Retype the opening lines of the data exactly, stopping after the line that contains "import React from". Skip every picture.
====== DATA PROVIDED
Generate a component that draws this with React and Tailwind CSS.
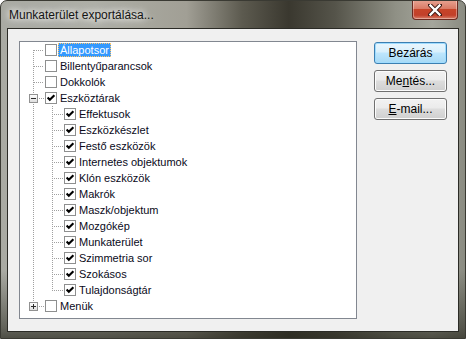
import React from "react";

const items = [
  { label: "Állapotsor", level: 1, kind: "first", checked: false, selected: true },
  { label: "Billentyűparancsok", level: 1, kind: "mid", checked: false },
  { label: "Dokkolók", level: 1, kind: "mid", checked: false },
  { label: "Eszköztárak", level: 1, kind: "expanded", checked: true },
  { label: "Effektusok", level: 2, checked: true },
  { label: "Eszközkészlet", level: 2, checked: true },
  { label: "Festő eszközök", level: 2, checked: true },
  { label: "Internetes objektumok", level: 2, checked: true },
  { label: "Klón eszközök", level: 2, checked: true },
  { label: "Makrók", level: 2, checked: true },
  { label: "Maszk/objektum", level: 2, checked: true },
  { label: "Mozgókép", level: 2, checked: true },
  { label: "Munkaterület", level: 2, checked: true },
  { label: "Szimmetria sor", level: 2, checked: true },
  { label: "Szokásos", level: 2, checked: true },
  { label: "Tulajdonságtár", level: 2, checked: true, last: true },
  { label: "Menük", level: 1, kind: "collapsed", checked: false },
];

const DOT = "#a0a0a0";

function ExpBox({ plus }) {
  return (
    <g>
      <rect x="9.5" y="4.5" width="8" height="8" fill="url(#bx)" stroke="#919191" />
      <line x1="11" y1="8.5" x2="16" y2="8.5" stroke="#2b2b2b" />
      {plus && <line x1="13.5" y1="6" x2="13.5" y2="11" stroke="#2b2b2b" />}
    </g>
  );
}

function Gutter({ item }) {
  if (item.level === 1) {
    return (
      <svg width="25" height="16" className="shrink-0">
        <defs>
          <linearGradient id="bx" x1="0" y1="0" x2="0" y2="1">
            <stop offset="0" stopColor="#ffffff" />
            <stop offset="1" stopColor="#dcdcdc" />
          </linearGradient>
        </defs>
        {item.kind === "first" && (
          <line x1="13.5" y1="8" x2="13.5" y2="16" stroke={DOT} strokeDasharray="1 1" />
        )}
        {item.kind === "mid" && (
          <line x1="13.5" y1="0" x2="13.5" y2="16" stroke={DOT} strokeDasharray="1 1" />
        )}
        {item.kind === "expanded" && (
          <>
            <line x1="13.5" y1="0" x2="13.5" y2="4" stroke={DOT} strokeDasharray="1 1" />
            <line x1="13.5" y1="14" x2="13.5" y2="16" stroke={DOT} strokeDasharray="1 1" />
          </>
        )}
        {item.kind === "collapsed" && (
          <line x1="13.5" y1="0" x2="13.5" y2="4" stroke={DOT} strokeDasharray="1 1" />
        )}
        {item.kind === "first" || item.kind === "mid" ? (
          <line x1="14" y1="8.5" x2="24" y2="8.5" stroke={DOT} strokeDasharray="1 1" />
        ) : (
          <>
            <line x1="19" y1="8.5" x2="24" y2="8.5" stroke={DOT} strokeDasharray="1 1" />
            <ExpBox plus={item.kind === "collapsed"} />
          </>
        )}
      </svg>
    );
  }
  return (
    <svg width="44" height="16" className="shrink-0">
      <line x1="13.5" y1="0" x2="13.5" y2="16" stroke={DOT} strokeDasharray="1 1" />
      <line x1="32.5" y1="0" x2="32.5" y2={item.last ? 9 : 16} stroke={DOT} strokeDasharray="1 1" />
      <line x1="34" y1="8.5" x2="43" y2="8.5" stroke={DOT} strokeDasharray="1 1" />
    </svg>
  );
}

function CheckBox({ checked }) {
  return (
    <svg width="12" height="12" className="shrink-0">
      <rect x="0.5" y="0.5" width="11" height="11" fill="#fff" stroke="#8e8f8f" />
      {checked && (
        <path d="M2.6 5.6 L4.8 7.8 L9.4 3.2" fill="none" stroke="#000" strokeWidth="2.1" />
      )}
    </svg>
  );
}

function Row({ item }) {
  return (
    <div className="flex h-[16px] items-center">
      <Gutter item={item} />
      <CheckBox checked={item.checked} />
      <span
        className={
          "ml-[1px] flex h-[14px] items-center px-[2px] leading-none whitespace-nowrap " +
          (item.selected
            ? "bg-[#3399ff] text-white outline-1 outline-dotted outline-[#ffc66e] -outline-offset-1"
            : "text-[#0a0a1a]")
        }
      >
        {item.label}
      </span>
    </div>
  );
}

function Btn({ children, primary }) {
  return (
    <button
      className={
        "flex h-[22px] w-[73px] items-center justify-center rounded-[3px] border text-[12px] leading-none text-black " +
        (primary
          ? "border-[#3c7fb1] bg-[linear-gradient(#eaf6fd_0%,#d9f0fc_45%,#bee6fd_50%,#a7d9f5_100%)] shadow-[inset_0_0_0_1px_#9fdcff]"
          : "border-[#707070] bg-[linear-gradient(#f2f2f2_0%,#ebebeb_45%,#dddddd_50%,#cfcfcf_100%)] shadow-[inset_0_0_0_1px_#fcfcfc]")
      }
    >
      {children}
    </button>
  );
}

export default function App() {
  return (
    <div
      className="flex h-[339px] w-[466px] flex-col overflow-hidden rounded-t-[7px] border border-[#3a3a33] bg-[linear-gradient(180deg,rgba(0,0,0,0)_0%,rgba(0,0,0,0)_80%,rgba(40,40,30,0.55)_97%,rgba(40,40,30,0.7)_100%),linear-gradient(90deg,#a9aaa3_0%,#aeafa7_20%,#a19f95_40%,#5c5a4f_52%,#3a382f_62%,#55544a_72%,#8f9085_85%,#a5a69c_93%,#8a8b81_100%)] px-[6px] pb-[6px] font-['Liberation_Sans',Arial,sans-serif]"
    >
      <div className="flex h-[27px] shrink-0 items-start">
        <div className="mt-[7px] ml-[2px] text-[12px] leading-[14px] text-[#141414] [text-shadow:0_0_6px_#ffffff,0_0_10px_#ffffff]">
          Munkaterület exportálása...
        </div>
        <div className="ml-auto -mt-px mr-[1px] flex h-[20px] w-[46px] items-center justify-center rounded-b-[4px] border border-t-0 border-[#6b2a20] bg-[linear-gradient(#e8a493_0%,#d97b66_45%,#c74428_50%,#c2402a_80%,#d9806a_100%)] shadow-[inset_0_0_0_1px_rgba(255,255,255,0.35)]">
          <svg width="14" height="12" viewBox="0 0 14 12">
            <path d="M2 1 L12 11 M12 1 L2 11" stroke="#3b1a14" strokeWidth="4.2" strokeLinecap="round" />
            <path d="M2.5 1.5 L11.5 10.5 M11.5 1.5 L2.5 10.5" stroke="#ffffff" strokeWidth="2.4" strokeLinecap="square" />
          </svg>
        </div>
      </div>
      <div className="flex flex-1 border border-[#2b2b26] bg-[#f0f0f0] pt-[12px] pl-[11px]">
        <div className="h-[278px] w-[338px] shrink-0 border border-[#828790] bg-white text-[11px]">
          {items.map((it) => (
            <Row key={it.label} item={it} />
          ))}
        </div>
        <div className="mt-px ml-[17px] flex flex-col gap-[6px]">
          <Btn primary>Bezárás</Btn>
          <Btn>
            Me<span className="underline">n</span>tés...
          </Btn>
          <Btn>
            <span className="underline">E</span>-mail...
          </Btn>
        </div>
      </div>
    </div>
  );
}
============
• REPLY
Generate a component that draws this with React and Tailwind CSS.
import React from "react";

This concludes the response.